EXERCISE INSTRUCTIONS ▸
List every line below containing "components".

INFORMATION SHOWN ▸
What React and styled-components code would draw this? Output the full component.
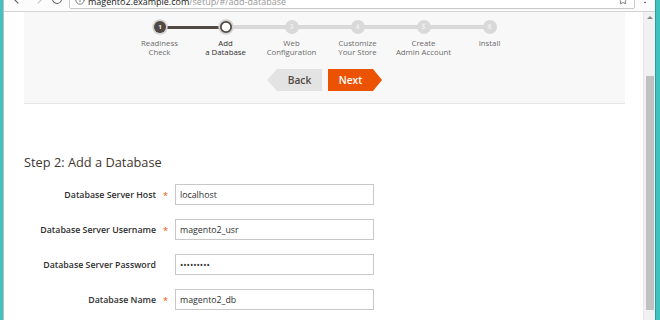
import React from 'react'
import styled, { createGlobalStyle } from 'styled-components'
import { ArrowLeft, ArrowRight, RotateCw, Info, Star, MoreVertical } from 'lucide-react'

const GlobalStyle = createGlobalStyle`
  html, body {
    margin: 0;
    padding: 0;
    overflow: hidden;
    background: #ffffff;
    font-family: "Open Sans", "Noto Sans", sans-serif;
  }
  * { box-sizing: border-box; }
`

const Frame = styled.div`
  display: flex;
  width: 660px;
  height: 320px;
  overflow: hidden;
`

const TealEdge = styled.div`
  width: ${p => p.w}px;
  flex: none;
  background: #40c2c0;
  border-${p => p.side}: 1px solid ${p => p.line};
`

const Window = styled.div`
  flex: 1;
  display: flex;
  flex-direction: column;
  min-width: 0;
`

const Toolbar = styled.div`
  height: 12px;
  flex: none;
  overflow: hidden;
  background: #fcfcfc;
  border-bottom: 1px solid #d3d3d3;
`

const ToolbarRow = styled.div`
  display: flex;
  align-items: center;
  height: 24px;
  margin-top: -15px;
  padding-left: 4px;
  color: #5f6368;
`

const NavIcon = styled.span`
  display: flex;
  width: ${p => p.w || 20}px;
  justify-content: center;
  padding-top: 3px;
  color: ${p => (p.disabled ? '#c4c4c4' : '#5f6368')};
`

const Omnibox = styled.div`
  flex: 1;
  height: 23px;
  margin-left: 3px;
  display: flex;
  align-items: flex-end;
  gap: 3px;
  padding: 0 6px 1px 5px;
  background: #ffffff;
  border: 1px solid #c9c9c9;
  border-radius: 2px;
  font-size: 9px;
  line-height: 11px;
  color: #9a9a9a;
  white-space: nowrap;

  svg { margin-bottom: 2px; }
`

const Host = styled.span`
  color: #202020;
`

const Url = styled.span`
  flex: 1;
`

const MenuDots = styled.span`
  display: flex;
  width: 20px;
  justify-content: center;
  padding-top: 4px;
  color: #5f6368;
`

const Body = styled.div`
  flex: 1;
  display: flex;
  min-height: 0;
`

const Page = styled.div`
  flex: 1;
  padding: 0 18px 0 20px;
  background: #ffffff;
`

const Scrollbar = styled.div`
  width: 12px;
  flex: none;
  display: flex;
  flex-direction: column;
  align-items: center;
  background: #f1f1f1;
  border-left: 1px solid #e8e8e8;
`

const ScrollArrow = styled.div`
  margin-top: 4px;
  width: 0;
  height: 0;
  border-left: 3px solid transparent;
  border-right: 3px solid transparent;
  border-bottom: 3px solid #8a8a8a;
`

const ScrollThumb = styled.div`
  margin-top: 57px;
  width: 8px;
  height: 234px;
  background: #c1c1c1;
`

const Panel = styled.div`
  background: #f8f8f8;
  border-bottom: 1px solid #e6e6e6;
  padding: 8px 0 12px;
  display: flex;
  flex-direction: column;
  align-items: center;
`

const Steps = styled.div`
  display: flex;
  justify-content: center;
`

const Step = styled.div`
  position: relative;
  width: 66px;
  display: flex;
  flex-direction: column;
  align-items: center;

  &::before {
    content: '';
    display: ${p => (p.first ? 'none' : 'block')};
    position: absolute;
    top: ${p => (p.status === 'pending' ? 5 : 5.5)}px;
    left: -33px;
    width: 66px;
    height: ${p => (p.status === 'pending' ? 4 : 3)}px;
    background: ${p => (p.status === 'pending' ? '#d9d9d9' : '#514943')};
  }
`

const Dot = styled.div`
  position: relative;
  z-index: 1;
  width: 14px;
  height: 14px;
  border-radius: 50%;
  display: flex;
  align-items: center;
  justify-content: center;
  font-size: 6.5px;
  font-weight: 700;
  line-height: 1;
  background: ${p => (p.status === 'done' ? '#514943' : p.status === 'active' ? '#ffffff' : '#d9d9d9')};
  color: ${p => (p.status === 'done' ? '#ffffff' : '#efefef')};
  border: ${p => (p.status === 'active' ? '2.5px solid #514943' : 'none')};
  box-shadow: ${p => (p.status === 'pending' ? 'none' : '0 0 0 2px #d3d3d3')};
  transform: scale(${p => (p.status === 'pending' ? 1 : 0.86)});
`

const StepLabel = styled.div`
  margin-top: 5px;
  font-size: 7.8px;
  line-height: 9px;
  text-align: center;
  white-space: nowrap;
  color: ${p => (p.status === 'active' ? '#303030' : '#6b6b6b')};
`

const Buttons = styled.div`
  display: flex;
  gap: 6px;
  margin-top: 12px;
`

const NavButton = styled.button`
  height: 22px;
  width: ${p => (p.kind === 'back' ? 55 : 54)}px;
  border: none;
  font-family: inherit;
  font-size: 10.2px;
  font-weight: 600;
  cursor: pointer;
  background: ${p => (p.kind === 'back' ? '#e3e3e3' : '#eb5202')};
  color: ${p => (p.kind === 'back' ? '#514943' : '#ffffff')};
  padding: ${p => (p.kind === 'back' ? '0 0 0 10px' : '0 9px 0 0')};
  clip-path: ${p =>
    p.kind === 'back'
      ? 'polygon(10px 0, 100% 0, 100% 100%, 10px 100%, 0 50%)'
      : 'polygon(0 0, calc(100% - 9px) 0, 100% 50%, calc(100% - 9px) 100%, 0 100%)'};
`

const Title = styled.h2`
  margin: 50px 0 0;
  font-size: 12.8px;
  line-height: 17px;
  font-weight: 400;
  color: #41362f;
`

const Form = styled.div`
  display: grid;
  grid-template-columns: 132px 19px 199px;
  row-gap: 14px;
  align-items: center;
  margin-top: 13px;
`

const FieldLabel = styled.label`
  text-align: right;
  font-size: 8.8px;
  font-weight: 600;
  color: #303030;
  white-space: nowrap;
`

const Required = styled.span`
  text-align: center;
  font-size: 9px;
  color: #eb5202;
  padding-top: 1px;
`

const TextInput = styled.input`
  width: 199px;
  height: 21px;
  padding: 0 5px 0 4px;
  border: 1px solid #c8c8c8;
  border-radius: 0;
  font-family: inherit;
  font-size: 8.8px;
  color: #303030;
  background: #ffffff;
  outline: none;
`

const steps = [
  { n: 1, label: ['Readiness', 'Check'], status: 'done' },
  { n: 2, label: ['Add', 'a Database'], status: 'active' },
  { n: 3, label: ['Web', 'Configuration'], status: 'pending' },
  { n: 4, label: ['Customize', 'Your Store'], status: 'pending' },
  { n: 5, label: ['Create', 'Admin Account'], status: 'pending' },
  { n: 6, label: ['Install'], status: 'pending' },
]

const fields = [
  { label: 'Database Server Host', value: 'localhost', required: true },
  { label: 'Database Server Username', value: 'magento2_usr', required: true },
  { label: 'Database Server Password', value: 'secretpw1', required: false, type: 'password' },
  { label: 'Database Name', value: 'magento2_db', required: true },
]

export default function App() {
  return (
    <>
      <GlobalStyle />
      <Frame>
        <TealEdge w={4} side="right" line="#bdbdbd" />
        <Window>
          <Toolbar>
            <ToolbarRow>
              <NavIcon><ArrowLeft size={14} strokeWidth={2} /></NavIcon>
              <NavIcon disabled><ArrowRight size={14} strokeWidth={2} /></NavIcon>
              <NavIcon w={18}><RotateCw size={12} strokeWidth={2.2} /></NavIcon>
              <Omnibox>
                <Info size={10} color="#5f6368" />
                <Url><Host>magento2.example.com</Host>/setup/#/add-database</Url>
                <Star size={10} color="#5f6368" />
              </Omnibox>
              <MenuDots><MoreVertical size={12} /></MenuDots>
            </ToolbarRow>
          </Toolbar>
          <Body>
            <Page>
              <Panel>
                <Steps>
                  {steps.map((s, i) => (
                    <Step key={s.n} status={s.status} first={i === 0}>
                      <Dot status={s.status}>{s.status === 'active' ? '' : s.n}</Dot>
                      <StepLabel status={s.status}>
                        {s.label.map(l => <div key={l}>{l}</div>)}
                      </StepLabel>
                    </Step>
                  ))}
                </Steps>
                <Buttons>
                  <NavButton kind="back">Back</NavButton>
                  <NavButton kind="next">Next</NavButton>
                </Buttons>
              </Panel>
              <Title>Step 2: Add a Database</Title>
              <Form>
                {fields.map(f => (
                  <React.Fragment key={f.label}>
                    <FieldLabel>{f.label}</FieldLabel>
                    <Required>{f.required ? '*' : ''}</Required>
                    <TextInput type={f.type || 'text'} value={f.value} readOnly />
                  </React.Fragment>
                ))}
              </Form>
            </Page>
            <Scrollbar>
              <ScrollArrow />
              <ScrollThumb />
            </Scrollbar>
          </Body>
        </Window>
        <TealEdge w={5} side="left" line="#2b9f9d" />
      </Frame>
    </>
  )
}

RESPONSE ▸
What React and styled-components code would draw this? Output the full component.
import styled, { createGlobalStyle } from 'styled-components'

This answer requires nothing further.